- Film poster
- Directed by: Juan Manuel Chumilla Carbajosa
- Written by: Juan Manuel Chumilla Carbajosa
- Produced by: Francisco Ramos
- Starring: Alberto San Juan; Natalia Dicenta; Paz Vega; Eduard Fernández;
- Cinematography: Teo Delgado
- Edited by: Ángel Hernández Zoido
- Music by: Miguel Franco; Alejandro Ibáñez;
- Production company: Aurum Producciones
- Distributed by: Aurum
- Release dates: June 1999 (Málaga); 6 August 1999 (Spain);
- Country: Spain
- Language: Spanish

= Zapping (film) =

Zapping is a 1999 Spanish satirical thriller film written and directed by Juan Manuel Chumilla Carbajosa which stars Alberto San Juan, Natalia Dicenta, Paz Vega, and Eduard Fernández.

== Plot ==
Scorned middle-class housewife Ana María tries to win back her husband Alberto (a sci-fi fan dating younger nurse Elvira, in turn chased by jealous and psychopatic ex-boyfriend Ramiro) via a television show.

== Production ==
The film is an Aurum Producciones production.

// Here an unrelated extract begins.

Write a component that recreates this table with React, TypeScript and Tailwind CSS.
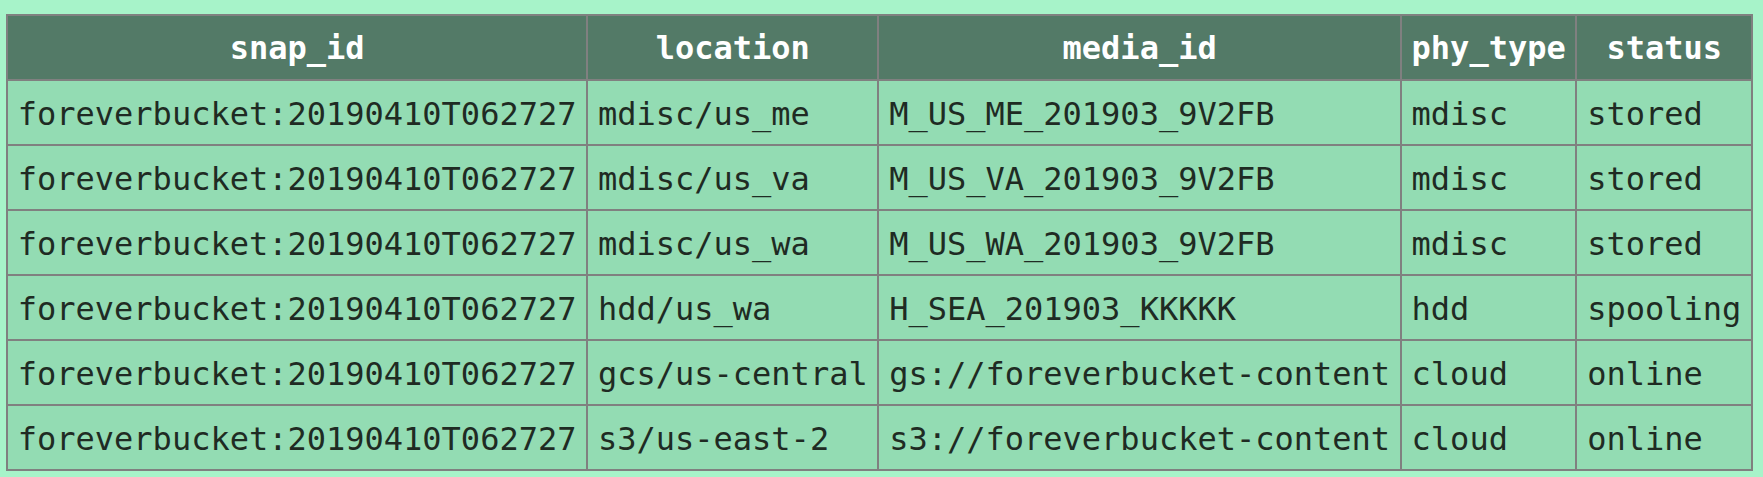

It boasted a budget of 160 million ₧.

== Release ==
The film premiered at the 2nd Málaga Film Festival in June 1999. Distributed by Aurum, it was released theatrically in Spain on 6 August 1999.

== Reception ==
Jonathan Holland of Variety deemed the film to be a "a surreal, formally confused but visually daring take on the power of the televised image".